Material.

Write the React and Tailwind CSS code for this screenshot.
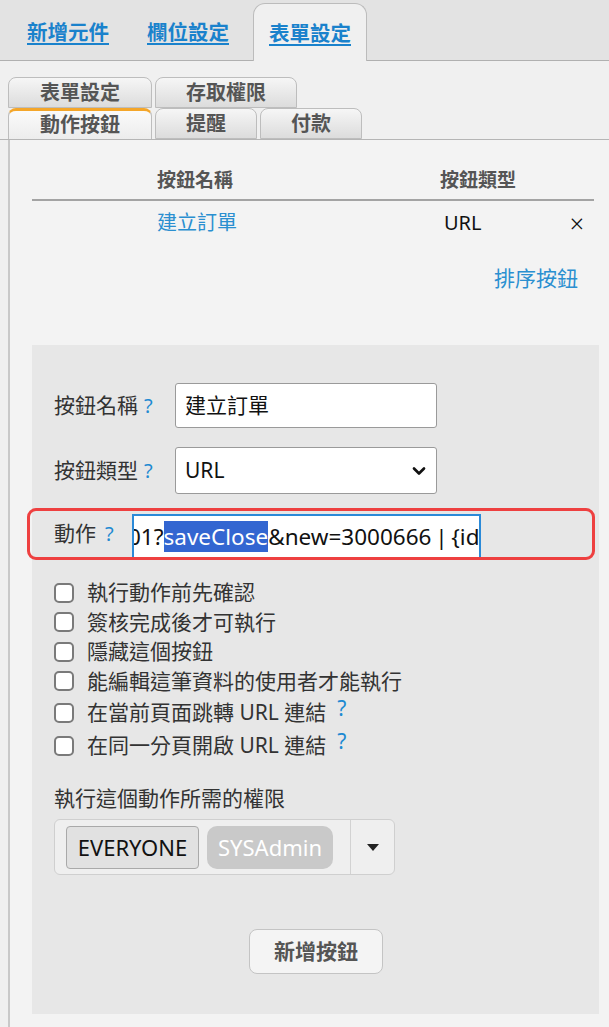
import React from "react";
import { ChevronDown } from "lucide-react";

const font = { fontFamily: '"Noto Sans", "Noto Sans CJK TC", sans-serif' };

function Help({ up = false, gap = "ml-[6px]" }) {
  return (
    <span
      className={`text-[#1e8ad2] ${up ? "relative -top-[4px] ml-[11px] text-[21px]" : `${gap} text-[20px]`}`}
    >
      ?
    </span>
  );
}

function SubTab({ label, w, active = false }) {
  return (
    <div
      className={`h-[31px] ${w} flex items-center justify-center rounded-t-[8px] border border-[#bdbdbd] text-[20px] font-bold text-[#555] leading-none ${
        active
          ? "border-t-[3px] border-t-[#f4a62a] bg-gradient-to-b from-[#fafafa] to-[#ececec] relative z-10 -mb-px border-b-0"
          : "bg-gradient-to-b from-[#f6f6f6] to-[#dcdcdc]"
      }`}
    >
      {label}
    </div>
  );
}

function Check({ label, help }) {
  return (
    <label className={`flex items-center ${help ? "h-[33px]" : "h-[29.5px]"}`}>
      <span className="w-[20px] h-[20px] rounded-[5px] border-2 border-[#7a7a7a] bg-white shrink-0" />
      <span className="ml-[13px] text-[21px] text-[#333] leading-none">
        {label}
        {help && <Help up />}
      </span>
    </label>
  );
}

export default function App() {
  const checks = [
    { label: "執行動作前先確認" },
    { label: "簽核完成後才可執行" },
    { label: "隱藏這個按鈕" },
    { label: "能編輯這筆資料的使用者才能執行" },
    { label: "在當前頁面跳轉 URL 連結", help: true },
    { label: "在同一分頁開啟 URL 連結", help: true },
  ];

  return (
    <div style={font} className="w-[609px] h-[1027px] overflow-hidden bg-[#f0f0f0]">
      {/* top tabs */}
      <div className="h-[61px] bg-[#e3e3e3] border-b border-[#b0b0b0] flex items-end">
        <a className="ml-[27px] mb-[12px] text-[20.5px] font-bold text-[#1a82cc] underline underline-offset-[3px]">
          新增元件
        </a>
        <a className="ml-[38px] mb-[12px] text-[20.5px] font-bold text-[#1a82cc] underline underline-offset-[3px]">
          欄位設定
        </a>
        <div className="ml-[24px] -mb-px h-[58px] w-[114px] rounded-t-[12px] border border-b-0 border-[#bcbcbc] bg-[#f0f0f0] flex items-center justify-center">
          <span className="text-[20.5px] font-bold text-[#1a82cc] underline underline-offset-[3px] mt-[1px]">
            表單設定
          </span>
        </div>
      </div>

      {/* sub tabs */}
      <div className="pt-[16px]">
        <div className="pl-[8px] flex gap-[3px]">
          <SubTab label="表單設定" w="w-[144px]" />
          <SubTab label="存取權限" w="w-[142px]" />
        </div>
        <div className="pl-[8px] flex gap-[3px] border-b border-[#b5b5b5]">
          <SubTab label="動作按鈕" w="w-[144px]" active />
          <SubTab label="提醒" w="w-[102px]" />
          <SubTab label="付款" w="w-[102px]" />
        </div>
      </div>

      {/* panel */}
      <div className="ml-[8px] border-l-2 border-[#c9c9c9] bg-[#f3f3f3] pl-[22px] pr-[10px] pb-[13px] h-[900px]">
        <div className="pt-[22px] mr-[5px]">
          <div className="grid grid-cols-[125px_283px_1fr] h-[39px] items-center border-b-2 border-[#a3a3a3] text-[19px] font-bold text-[#555]">
            <span />
            <span>按鈕名稱</span>
            <span>按鈕類型</span>
          </div>
          <div className="grid grid-cols-[125px_283px_1fr] h-[44px] items-center text-[20px]">
            <span />
            <span className="text-[#2a8fd0]">建立訂單</span>
            <span className="flex items-center justify-between text-[#111]">
              <span className="ml-[4px]">URL</span>
              <span className="mr-[10px] text-[25px] font-light leading-none">×</span>
            </span>
          </div>
          <div className="flex justify-end h-[24px] mt-[22px] items-center pr-[16px]">
            <span className="text-[21px] text-[#2a8fd0]">排序按鈕</span>
          </div>
        </div>

        {/* form box */}
        <div className="mt-[54px] bg-[#e7e7e7] h-[669px] pl-[22px] pr-[18px] pt-[38px]">
          <div className="flex items-center">
            <span className="w-[121px] text-[21px] text-[#333]">
              按鈕名稱
              <Help />
            </span>
            <div className="w-[262px] h-[45px] bg-white border border-[#9a9a9a] rounded-[3px] flex items-center pl-[9px] text-[21px] text-[#111]">
              建立訂單
            </div>
          </div>

          <div className="flex items-center mt-[19px]">
            <span className="w-[121px] text-[21px] text-[#333]">
              按鈕類型
              <Help />
            </span>
            <div className="w-[262px] h-[47px] bg-white border border-[#9a9a9a] rounded-[3px] flex items-center justify-between pl-[9px] pr-[7px] text-[21px] text-[#111]">
              <span>URL</span>
              <ChevronDown size={20} strokeWidth={3.2} color="#111" />
            </div>
          </div>

          <div className="-ml-[27px] mr-[-14px] mt-[14px] h-[52px] rounded-[9px] border-[3px] border-[#ee4040] flex items-end pl-[24px]">
            <span className="w-[78px] self-center text-[21px] text-[#333]">
              動作
              <Help gap="ml-[9px]" />
            </span>
            <div className="w-[349px] h-[43px] border-2 border-b-0 border-[#2b8ad8] bg-white overflow-hidden whitespace-nowrap flex items-center text-[22.5px] text-[#111]">
              <span className="-ml-[6px]">
                01?
                <span className="bg-[#3366d1] text-white">saveClose</span>
                &amp;new=3000666{"\u2009|\u2009"}{"{"}id{"}"}
              </span>
            </div>
          </div>

          <div className="mt-[18px]">
            {checks.map((c) => (
              <Check key={c.label} label={c.label} help={c.help} />
            ))}
          </div>

          <div className="mt-[21px] text-[21px] text-[#333] leading-[30px]">
            執行這個動作所需的權限
          </div>

          <div className="mt-[6px] w-[341px] h-[56px] rounded-[6px] border border-[#cfcfcf] bg-[#efefef] flex items-center">
            <span className="ml-[11px] h-[43px] w-[133px] flex items-center justify-center rounded-[4px] border border-[#a9a9a9] bg-[#e1e1e1] text-[22px] text-[#111]">
              EVERYONE
            </span>
            <span className="ml-[8px] h-[43px] w-[126px] flex items-center justify-center rounded-[10px] bg-[#c9c9c9] text-[22px] text-white">
              SYSAdmin
            </span>
            <span className="ml-[17px] h-full border-l border-[#d2d2d2] flex-1 flex items-center justify-center">
              <svg width="14" height="9" viewBox="0 0 14 9">
                <path d="M1 1 L13 1 L7 8 Z" fill="#222" />
              </svg>
            </span>
          </div>

          <div className="mt-[54px] ml-[195px] w-[134px] h-[45px] rounded-[8px] border border-[#c4c4c4] bg-[#f4f4f4] flex items-center justify-center text-[21px] font-bold text-[#555]">
            新增按鈕
          </div>
        </div>
      </div>
    </div>
  );
}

Exercise aim. Copy the data character for character, but drop all pictures from the copy.

Result of this exercise.
Write the React and Tailwind CSS code for this screenshot.
import React from "react";
import { ChevronDown } from "lucide-react";

const font = { fontFamily: '"Noto Sans", "Noto Sans CJK TC", sans-serif' };

function Help({ up = false, gap = "ml-[6px]" }) {
  return (
    <span
      className={`text-[#1e8ad2] ${up ? "relative -top-[4px] ml-[11px] text-[21px]" : `${gap} text-[20px]`}`}
    >
      ?
    </span>
  );
}

function SubTab({ label, w, active = false }) {
  return (
    <div
      className={`h-[31px] ${w} flex items-center justify-center rounded-t-[8px] border border-[#bdbdbd] text-[20px] font-bold text-[#555] leading-none ${
        active
          ? "border-t-[3px] border-t-[#f4a62a] bg-gradient-to-b from-[#fafafa] to-[#ececec] relative z-10 -mb-px border-b-0"
          : "bg-gradient-to-b from-[#f6f6f6] to-[#dcdcdc]"
      }`}
    >
      {label}
    </div>
  );
}

function Check({ label, help }) {
  return (
    <label className={`flex items-center ${help ? "h-[33px]" : "h-[29.5px]"}`}>
      <span className="w-[20px] h-[20px] rounded-[5px] border-2 border-[#7a7a7a] bg-white shrink-0" />
      <span className="ml-[13px] text-[21px] text-[#333] leading-none">
        {label}
        {help && <Help up />}
      </span>
    </label>
  );
}

export default function App() {
  const checks = [
    { label: "執行動作前先確認" },
    { label: "簽核完成後才可執行" },
    { label: "隱藏這個按鈕" },
    { label: "能編輯這筆資料的使用者才能執行" },
    { label: "在當前頁面跳轉 URL 連結", help: true },
    { label: "在同一分頁開啟 URL 連結", help: true },
  ];

  return (
    <div style={font} className="w-[609px] h-[1027px] overflow-hidden bg-[#f0f0f0]">
      {/* top tabs */}
      <div className="h-[61px] bg-[#e3e3e3] border-b border-[#b0b0b0] flex items-end">
        <a className="ml-[27px] mb-[12px] text-[20.5px] font-bold text-[#1a82cc] underline underline-offset-[3px]">
          新增元件
        </a>
        <a className="ml-[38px] mb-[12px] text-[20.5px] font-bold text-[#1a82cc] underline underline-offset-[3px]">
          欄位設定
        </a>
        <div className="ml-[24px] -mb-px h-[58px] w-[114px] rounded-t-[12px] border border-b-0 border-[#bcbcbc] bg-[#f0f0f0] flex items-center justify-center">
          <span className="text-[20.5px] font-bold text-[#1a82cc] underline underline-offset-[3px] mt-[1px]">
            表單設定
          </span>
        </div>
      </div>

      {/* sub tabs */}
      <div className="pt-[16px]">
        <div className="pl-[8px] flex gap-[3px]">
          <SubTab label="表單設定" w="w-[144px]" />
          <SubTab label="存取權限" w="w-[142px]" />
        </div>
        <div className="pl-[8px] flex gap-[3px] border-b border-[#b5b5b5]">
          <SubTab label="動作按鈕" w="w-[144px]" active />
          <SubTab label="提醒" w="w-[102px]" />
          <SubTab label="付款" w="w-[102px]" />
        </div>
      </div>

      {/* panel */}
      <div className="ml-[8px] border-l-2 border-[#c9c9c9] bg-[#f3f3f3] pl-[22px] pr-[10px] pb-[13px] h-[900px]">
        <div className="pt-[22px] mr-[5px]">
          <div className="grid grid-cols-[125px_283px_1fr] h-[39px] items-center border-b-2 border-[#a3a3a3] text-[19px] font-bold text-[#555]">
            <span />
            <span>按鈕名稱</span>
            <span>按鈕類型</span>
          </div>
          <div className="grid grid-cols-[125px_283px_1fr] h-[44px] items-center text-[20px]">
            <span />
            <span className="text-[#2a8fd0]">建立訂單</span>
            <span className="flex items-center justify-between text-[#111]">
              <span className="ml-[4px]">URL</span>
              <span className="mr-[10px] text-[25px] font-light leading-none">×</span>
            </span>
          </div>
          <div className="flex justify-end h-[24px] mt-[22px] items-center pr-[16px]">
            <span className="text-[21px] text-[#2a8fd0]">排序按鈕</span>
          </div>
        </div>

        {/* form box */}
        <div className="mt-[54px] bg-[#e7e7e7] h-[669px] pl-[22px] pr-[18px] pt-[38px]">
          <div className="flex items-center">
            <span className="w-[121px] text-[21px] text-[#333]">
              按鈕名稱
              <Help />
            </span>
            <div className="w-[262px] h-[45px] bg-white border border-[#9a9a9a] rounded-[3px] flex items-center pl-[9px] text-[21px] text-[#111]">
              建立訂單
            </div>
          </div>

          <div className="flex items-center mt-[19px]">
            <span className="w-[121px] text-[21px] text-[#333]">
              按鈕類型
              <Help />
            </span>
            <div className="w-[262px] h-[47px] bg-white border border-[#9a9a9a] rounded-[3px] flex items-center justify-between pl-[9px] pr-[7px] text-[21px] text-[#111]">
              <span>URL</span>
              <ChevronDown size={20} strokeWidth={3.2} color="#111" />
            </div>
          </div>

          <div className="-ml-[27px] mr-[-14px] mt-[14px] h-[52px] rounded-[9px] border-[3px] border-[#ee4040] flex items-end pl-[24px]">
            <span className="w-[78px] self-center text-[21px] text-[#333]">
              動作
              <Help gap="ml-[9px]" />
            </span>
            <div className="w-[349px] h-[43px] border-2 border-b-0 border-[#2b8ad8] bg-white overflow-hidden whitespace-nowrap flex items-center text-[22.5px] text-[#111]">
              <span className="-ml-[6px]">
                01?
                <span className="bg-[#3366d1] text-white">saveClose</span>
                &amp;new=3000666{"\u2009|\u2009"}{"{"}id{"}"}
              </span>
            </div>
          </div>

          <div className="mt-[18px]">
            {checks.map((c) => (
              <Check key={c.label} label={c.label} help={c.help} />
            ))}
          </div>

          <div className="mt-[21px] text-[21px] text-[#333] leading-[30px]">
            執行這個動作所需的權限
          </div>

          <div className="mt-[6px] w-[341px] h-[56px] rounded-[6px] border border-[#cfcfcf] bg-[#efefef] flex items-center">
            <span className="ml-[11px] h-[43px] w-[133px] flex items-center justify-center rounded-[4px] border border-[#a9a9a9] bg-[#e1e1e1] text-[22px] text-[#111]">
              EVERYONE
            </span>
            <span className="ml-[8px] h-[43px] w-[126px] flex items-center justify-center rounded-[10px] bg-[#c9c9c9] text-[22px] text-white">
              SYSAdmin
            </span>
            <span className="ml-[17px] h-full border-l border-[#d2d2d2] flex-1 flex items-center justify-center">
              <svg width="14" height="9" viewBox="0 0 14 9">
                <path d="M1 1 L13 1 L7 8 Z" fill="#222" />
              </svg>
            </span>
          </div>

          <div className="mt-[54px] ml-[195px] w-[134px] h-[45px] rounded-[8px] border border-[#c4c4c4] bg-[#f4f4f4] flex items-center justify-center text-[21px] font-bold text-[#555]">
            新增按鈕
          </div>
        </div>
      </div>
    </div>
  );
}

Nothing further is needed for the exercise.